Task prompt> Read through the data and report every line in which the word "screenshot" occurs.

Input material>
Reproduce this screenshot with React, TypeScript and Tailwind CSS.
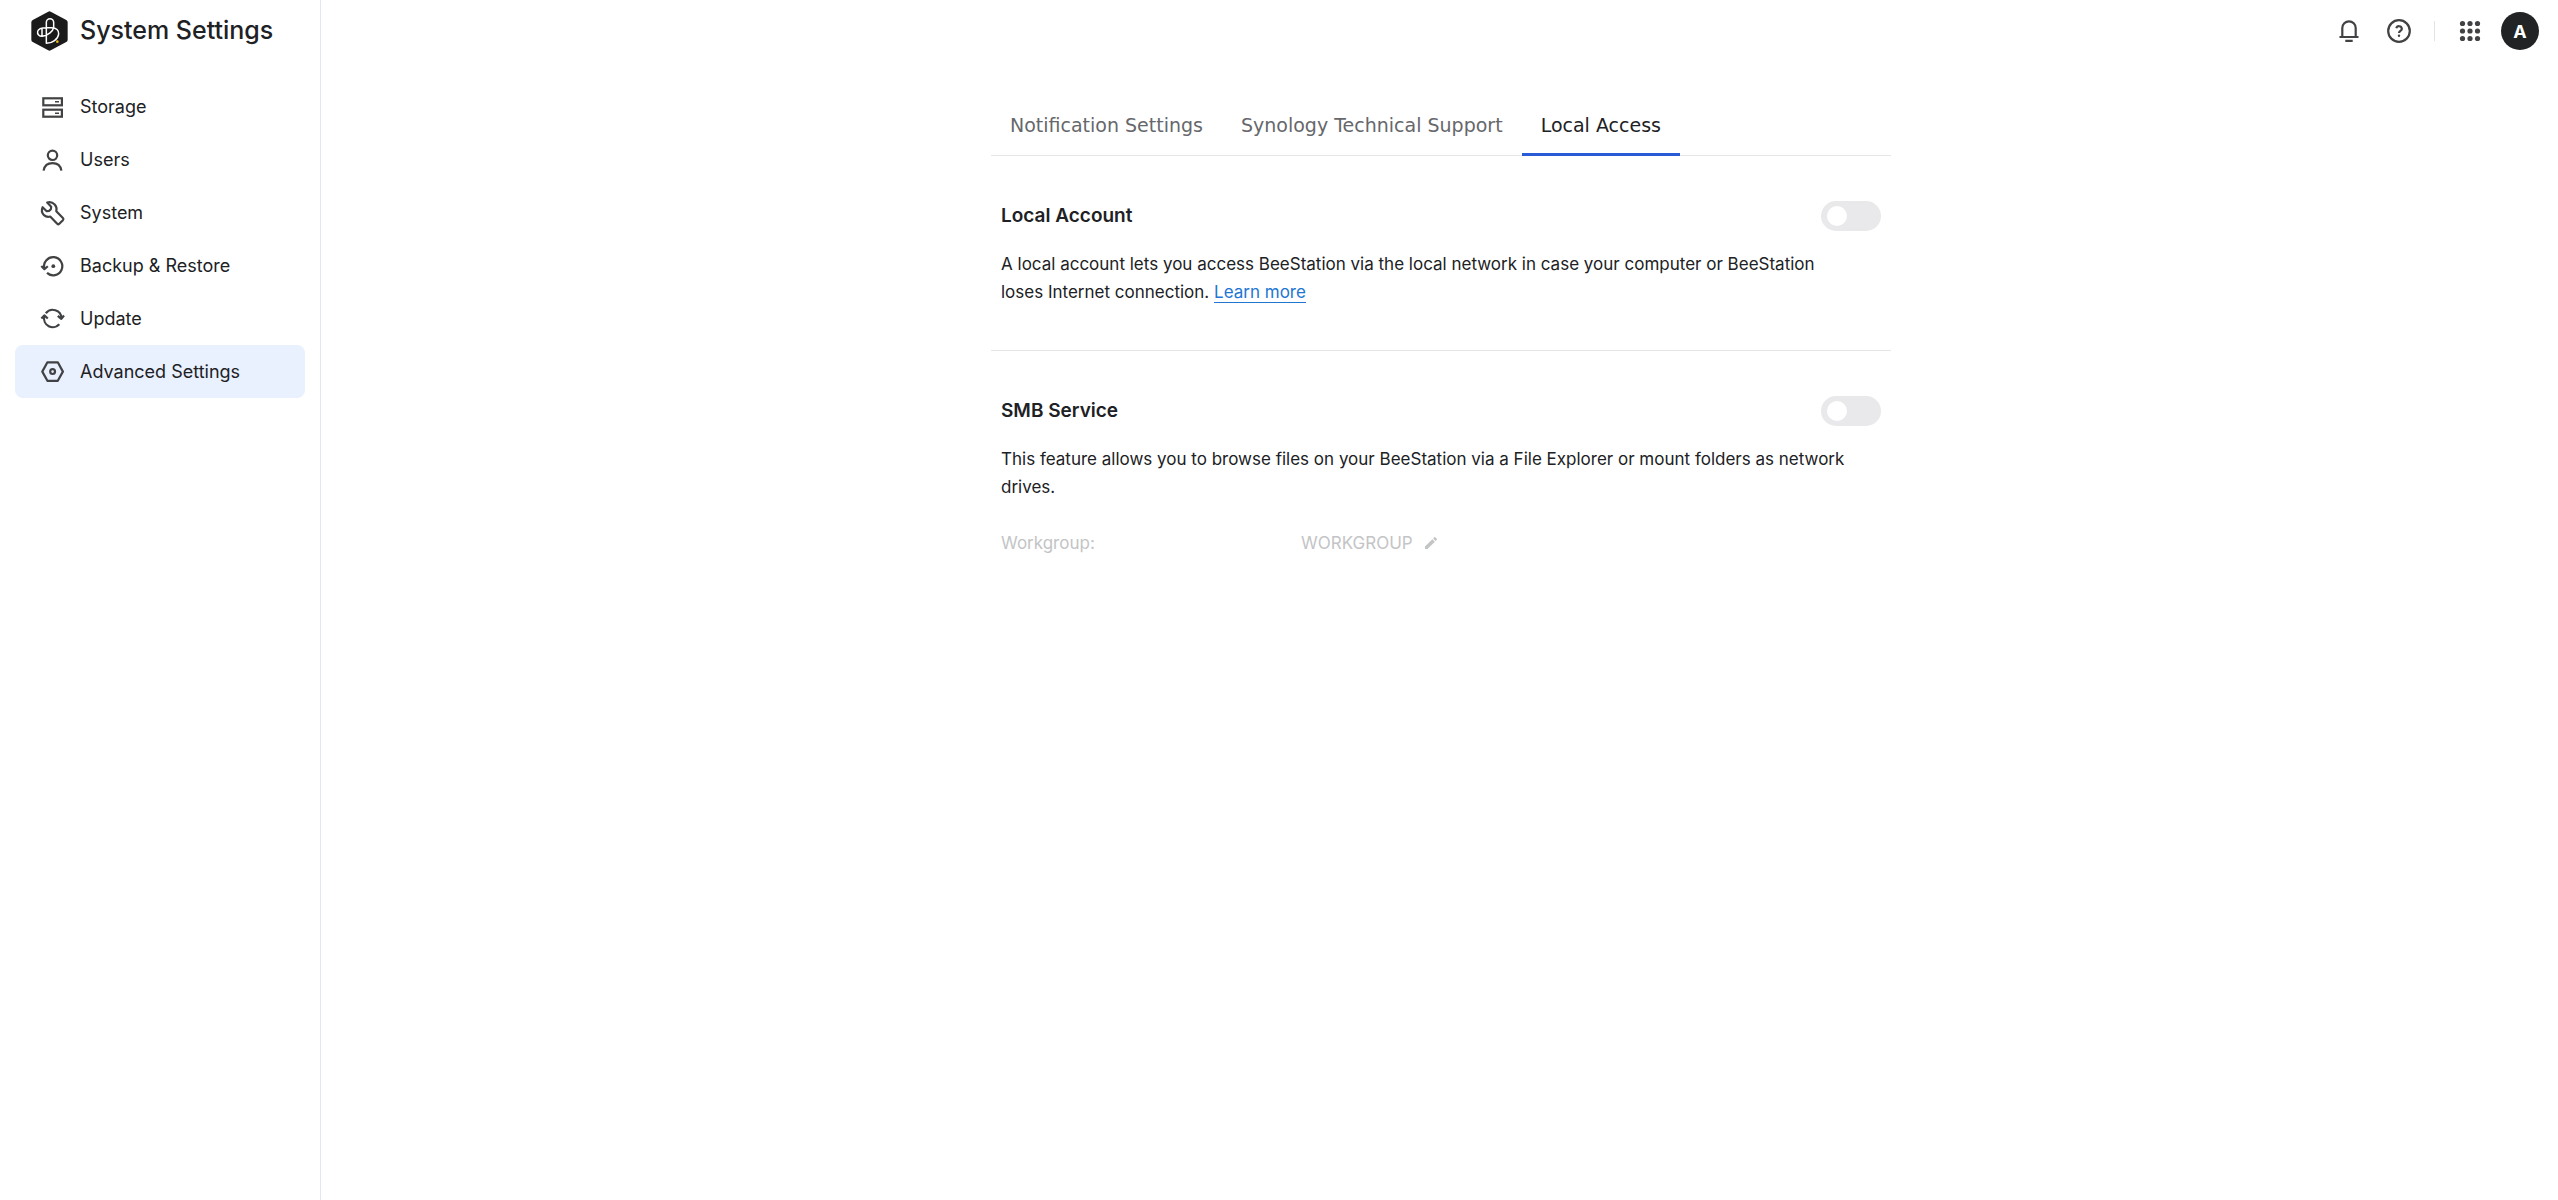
---
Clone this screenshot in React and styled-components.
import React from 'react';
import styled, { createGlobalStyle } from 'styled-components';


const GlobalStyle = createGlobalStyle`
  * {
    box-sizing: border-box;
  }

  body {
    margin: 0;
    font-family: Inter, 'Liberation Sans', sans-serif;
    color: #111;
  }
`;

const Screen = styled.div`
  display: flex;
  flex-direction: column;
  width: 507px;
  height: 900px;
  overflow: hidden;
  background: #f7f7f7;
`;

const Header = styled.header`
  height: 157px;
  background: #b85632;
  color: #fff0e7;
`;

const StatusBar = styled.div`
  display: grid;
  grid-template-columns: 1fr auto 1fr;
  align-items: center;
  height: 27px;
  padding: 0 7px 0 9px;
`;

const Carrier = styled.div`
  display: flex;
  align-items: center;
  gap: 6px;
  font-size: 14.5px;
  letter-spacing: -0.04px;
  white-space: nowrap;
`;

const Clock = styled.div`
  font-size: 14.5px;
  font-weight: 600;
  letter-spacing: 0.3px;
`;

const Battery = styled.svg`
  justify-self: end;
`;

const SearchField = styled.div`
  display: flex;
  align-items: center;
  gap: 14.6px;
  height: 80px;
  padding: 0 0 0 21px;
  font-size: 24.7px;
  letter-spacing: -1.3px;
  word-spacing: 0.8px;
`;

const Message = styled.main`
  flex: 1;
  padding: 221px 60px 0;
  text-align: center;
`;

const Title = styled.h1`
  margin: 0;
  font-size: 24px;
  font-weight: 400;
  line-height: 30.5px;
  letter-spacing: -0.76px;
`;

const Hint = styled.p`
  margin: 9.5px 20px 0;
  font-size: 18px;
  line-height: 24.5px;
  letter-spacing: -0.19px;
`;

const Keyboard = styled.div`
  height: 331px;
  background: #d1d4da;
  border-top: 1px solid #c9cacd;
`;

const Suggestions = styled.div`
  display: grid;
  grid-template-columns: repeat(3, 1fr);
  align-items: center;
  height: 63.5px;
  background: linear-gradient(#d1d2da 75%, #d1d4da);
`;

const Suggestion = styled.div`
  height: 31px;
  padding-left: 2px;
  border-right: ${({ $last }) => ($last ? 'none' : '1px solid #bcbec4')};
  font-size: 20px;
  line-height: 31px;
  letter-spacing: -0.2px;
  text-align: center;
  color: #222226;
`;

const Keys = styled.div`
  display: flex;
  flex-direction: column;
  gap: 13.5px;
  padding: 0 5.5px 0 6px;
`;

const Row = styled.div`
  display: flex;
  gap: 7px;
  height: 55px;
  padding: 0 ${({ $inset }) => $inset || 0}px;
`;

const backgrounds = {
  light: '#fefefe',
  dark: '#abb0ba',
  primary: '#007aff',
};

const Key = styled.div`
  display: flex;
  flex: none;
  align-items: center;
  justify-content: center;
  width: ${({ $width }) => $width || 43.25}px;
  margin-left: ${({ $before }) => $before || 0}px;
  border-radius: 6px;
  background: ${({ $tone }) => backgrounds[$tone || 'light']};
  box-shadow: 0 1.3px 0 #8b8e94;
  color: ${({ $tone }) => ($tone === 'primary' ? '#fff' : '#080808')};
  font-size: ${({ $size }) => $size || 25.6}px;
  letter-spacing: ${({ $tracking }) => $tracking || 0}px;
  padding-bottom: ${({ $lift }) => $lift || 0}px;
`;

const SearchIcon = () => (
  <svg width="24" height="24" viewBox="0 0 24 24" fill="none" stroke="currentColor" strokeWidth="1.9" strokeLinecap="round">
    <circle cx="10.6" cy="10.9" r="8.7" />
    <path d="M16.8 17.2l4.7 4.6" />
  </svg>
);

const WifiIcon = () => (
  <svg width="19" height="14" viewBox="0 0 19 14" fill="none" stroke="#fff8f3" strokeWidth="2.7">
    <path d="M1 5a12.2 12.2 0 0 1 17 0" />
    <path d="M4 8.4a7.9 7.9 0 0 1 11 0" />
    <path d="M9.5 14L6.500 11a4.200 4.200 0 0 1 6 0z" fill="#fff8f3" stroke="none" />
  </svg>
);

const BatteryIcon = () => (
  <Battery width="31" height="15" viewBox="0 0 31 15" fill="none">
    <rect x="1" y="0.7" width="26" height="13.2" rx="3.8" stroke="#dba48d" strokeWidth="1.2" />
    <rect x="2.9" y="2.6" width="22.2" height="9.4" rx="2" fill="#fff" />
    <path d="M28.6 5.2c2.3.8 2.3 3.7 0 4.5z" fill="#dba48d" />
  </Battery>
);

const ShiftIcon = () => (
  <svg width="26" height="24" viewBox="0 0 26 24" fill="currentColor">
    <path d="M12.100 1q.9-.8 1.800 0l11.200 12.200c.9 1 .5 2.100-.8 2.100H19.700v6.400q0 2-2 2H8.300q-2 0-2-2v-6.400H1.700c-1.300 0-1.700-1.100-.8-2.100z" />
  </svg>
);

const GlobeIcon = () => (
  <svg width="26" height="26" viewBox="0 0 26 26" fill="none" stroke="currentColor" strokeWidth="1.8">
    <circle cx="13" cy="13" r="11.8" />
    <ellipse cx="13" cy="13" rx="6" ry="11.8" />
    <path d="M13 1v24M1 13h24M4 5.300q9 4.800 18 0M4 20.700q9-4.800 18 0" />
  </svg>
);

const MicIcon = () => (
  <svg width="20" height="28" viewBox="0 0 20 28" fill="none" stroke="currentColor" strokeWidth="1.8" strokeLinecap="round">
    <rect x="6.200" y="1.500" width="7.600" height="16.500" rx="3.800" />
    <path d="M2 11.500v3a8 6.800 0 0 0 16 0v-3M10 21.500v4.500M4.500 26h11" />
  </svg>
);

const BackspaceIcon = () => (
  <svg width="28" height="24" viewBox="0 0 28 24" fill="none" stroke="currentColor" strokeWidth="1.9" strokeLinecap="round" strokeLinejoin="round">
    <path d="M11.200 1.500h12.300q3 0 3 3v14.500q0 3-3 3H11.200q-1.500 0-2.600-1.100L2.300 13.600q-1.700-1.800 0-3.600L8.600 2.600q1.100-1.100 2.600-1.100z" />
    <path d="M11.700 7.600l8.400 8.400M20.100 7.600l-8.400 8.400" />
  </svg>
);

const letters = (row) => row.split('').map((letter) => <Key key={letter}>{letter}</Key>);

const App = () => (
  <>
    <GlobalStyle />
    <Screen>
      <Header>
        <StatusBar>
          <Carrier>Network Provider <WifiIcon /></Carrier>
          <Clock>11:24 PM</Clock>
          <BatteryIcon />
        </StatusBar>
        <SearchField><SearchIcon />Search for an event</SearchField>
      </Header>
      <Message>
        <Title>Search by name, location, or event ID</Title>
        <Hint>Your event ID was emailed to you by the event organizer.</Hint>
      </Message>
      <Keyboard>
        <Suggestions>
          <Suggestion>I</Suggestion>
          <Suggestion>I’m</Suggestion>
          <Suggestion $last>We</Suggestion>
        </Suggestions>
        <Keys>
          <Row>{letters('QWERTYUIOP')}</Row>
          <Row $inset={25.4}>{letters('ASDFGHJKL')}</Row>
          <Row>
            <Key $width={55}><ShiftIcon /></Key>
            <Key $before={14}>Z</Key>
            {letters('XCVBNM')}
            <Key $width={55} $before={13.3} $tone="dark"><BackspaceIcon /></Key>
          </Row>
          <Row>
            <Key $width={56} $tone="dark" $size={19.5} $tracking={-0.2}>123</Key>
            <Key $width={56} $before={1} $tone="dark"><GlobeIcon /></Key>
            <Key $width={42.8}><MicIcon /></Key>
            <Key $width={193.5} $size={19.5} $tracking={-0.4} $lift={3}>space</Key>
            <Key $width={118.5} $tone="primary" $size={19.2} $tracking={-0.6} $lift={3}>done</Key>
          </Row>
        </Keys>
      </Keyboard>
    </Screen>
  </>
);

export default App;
--
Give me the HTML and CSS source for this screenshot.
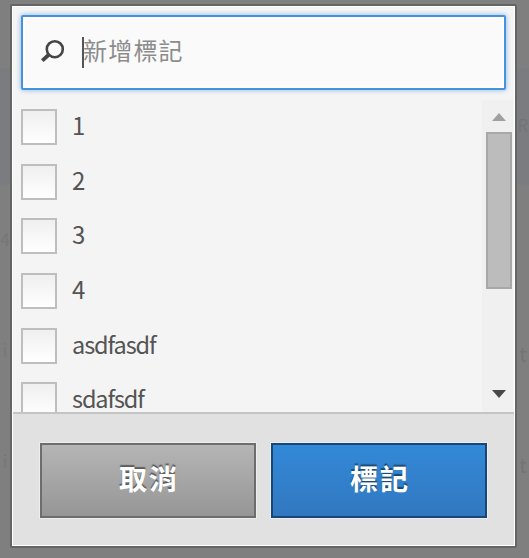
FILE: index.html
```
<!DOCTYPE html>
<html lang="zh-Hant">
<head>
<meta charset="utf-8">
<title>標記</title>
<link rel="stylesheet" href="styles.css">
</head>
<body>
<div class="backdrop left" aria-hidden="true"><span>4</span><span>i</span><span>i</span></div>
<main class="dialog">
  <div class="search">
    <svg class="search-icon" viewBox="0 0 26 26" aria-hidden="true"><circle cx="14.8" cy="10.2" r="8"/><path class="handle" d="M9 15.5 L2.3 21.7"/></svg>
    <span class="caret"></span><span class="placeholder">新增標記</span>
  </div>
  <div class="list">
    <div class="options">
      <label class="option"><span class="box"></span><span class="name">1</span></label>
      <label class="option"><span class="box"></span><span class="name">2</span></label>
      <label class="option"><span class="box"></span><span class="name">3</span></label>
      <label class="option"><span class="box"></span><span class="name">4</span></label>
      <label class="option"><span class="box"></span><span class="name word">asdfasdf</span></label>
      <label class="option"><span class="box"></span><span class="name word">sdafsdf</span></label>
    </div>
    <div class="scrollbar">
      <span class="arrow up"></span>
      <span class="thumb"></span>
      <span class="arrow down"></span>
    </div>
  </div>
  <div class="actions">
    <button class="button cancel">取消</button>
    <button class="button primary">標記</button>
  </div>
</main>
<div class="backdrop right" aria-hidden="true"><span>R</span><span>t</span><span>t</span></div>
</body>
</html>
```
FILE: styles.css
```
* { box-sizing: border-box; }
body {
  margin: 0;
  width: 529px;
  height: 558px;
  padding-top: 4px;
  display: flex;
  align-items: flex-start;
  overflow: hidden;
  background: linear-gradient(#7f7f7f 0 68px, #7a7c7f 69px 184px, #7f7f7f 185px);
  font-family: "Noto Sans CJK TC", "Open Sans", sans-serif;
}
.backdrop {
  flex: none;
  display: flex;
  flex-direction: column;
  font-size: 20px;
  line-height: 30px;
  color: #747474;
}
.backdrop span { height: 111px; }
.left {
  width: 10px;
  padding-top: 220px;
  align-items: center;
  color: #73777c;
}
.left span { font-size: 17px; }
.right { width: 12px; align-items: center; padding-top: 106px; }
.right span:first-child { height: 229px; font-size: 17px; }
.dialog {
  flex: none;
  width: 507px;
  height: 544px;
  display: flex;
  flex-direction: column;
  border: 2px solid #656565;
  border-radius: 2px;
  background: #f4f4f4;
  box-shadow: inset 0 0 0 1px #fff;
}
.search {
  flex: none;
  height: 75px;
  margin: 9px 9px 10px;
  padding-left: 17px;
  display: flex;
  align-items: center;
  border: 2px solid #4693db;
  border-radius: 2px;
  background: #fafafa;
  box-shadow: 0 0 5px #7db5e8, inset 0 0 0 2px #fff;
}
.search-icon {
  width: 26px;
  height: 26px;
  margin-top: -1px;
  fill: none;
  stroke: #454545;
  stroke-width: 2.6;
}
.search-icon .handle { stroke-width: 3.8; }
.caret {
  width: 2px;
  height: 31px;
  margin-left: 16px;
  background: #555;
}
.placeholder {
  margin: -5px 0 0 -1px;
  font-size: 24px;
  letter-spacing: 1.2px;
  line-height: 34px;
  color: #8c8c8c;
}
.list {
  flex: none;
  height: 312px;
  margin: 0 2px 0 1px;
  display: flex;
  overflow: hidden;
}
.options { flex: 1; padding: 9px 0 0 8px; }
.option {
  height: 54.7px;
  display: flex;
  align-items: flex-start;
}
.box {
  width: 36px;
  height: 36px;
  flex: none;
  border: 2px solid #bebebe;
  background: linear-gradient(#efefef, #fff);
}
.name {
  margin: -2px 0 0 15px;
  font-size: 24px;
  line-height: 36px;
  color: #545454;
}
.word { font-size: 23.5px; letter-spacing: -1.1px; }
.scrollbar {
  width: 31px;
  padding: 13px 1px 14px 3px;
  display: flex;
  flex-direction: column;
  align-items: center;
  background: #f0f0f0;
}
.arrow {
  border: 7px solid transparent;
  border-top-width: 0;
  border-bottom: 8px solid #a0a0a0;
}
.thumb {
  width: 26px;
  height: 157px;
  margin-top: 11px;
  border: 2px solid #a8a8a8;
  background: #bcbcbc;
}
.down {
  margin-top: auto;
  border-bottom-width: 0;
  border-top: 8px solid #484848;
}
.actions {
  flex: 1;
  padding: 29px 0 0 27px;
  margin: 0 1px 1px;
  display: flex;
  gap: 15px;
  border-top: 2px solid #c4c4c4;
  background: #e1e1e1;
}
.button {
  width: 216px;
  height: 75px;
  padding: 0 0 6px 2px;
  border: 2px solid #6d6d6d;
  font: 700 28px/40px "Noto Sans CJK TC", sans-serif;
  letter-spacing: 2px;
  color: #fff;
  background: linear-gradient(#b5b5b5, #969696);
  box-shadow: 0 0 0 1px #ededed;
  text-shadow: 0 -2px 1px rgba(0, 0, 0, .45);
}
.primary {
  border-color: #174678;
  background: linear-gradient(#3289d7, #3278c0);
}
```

The completed task>
Reproduce this screenshot with React, TypeScript and Tailwind CSS.
Clone this screenshot in React and styled-components.
Give me the HTML and CSS source for this screenshot.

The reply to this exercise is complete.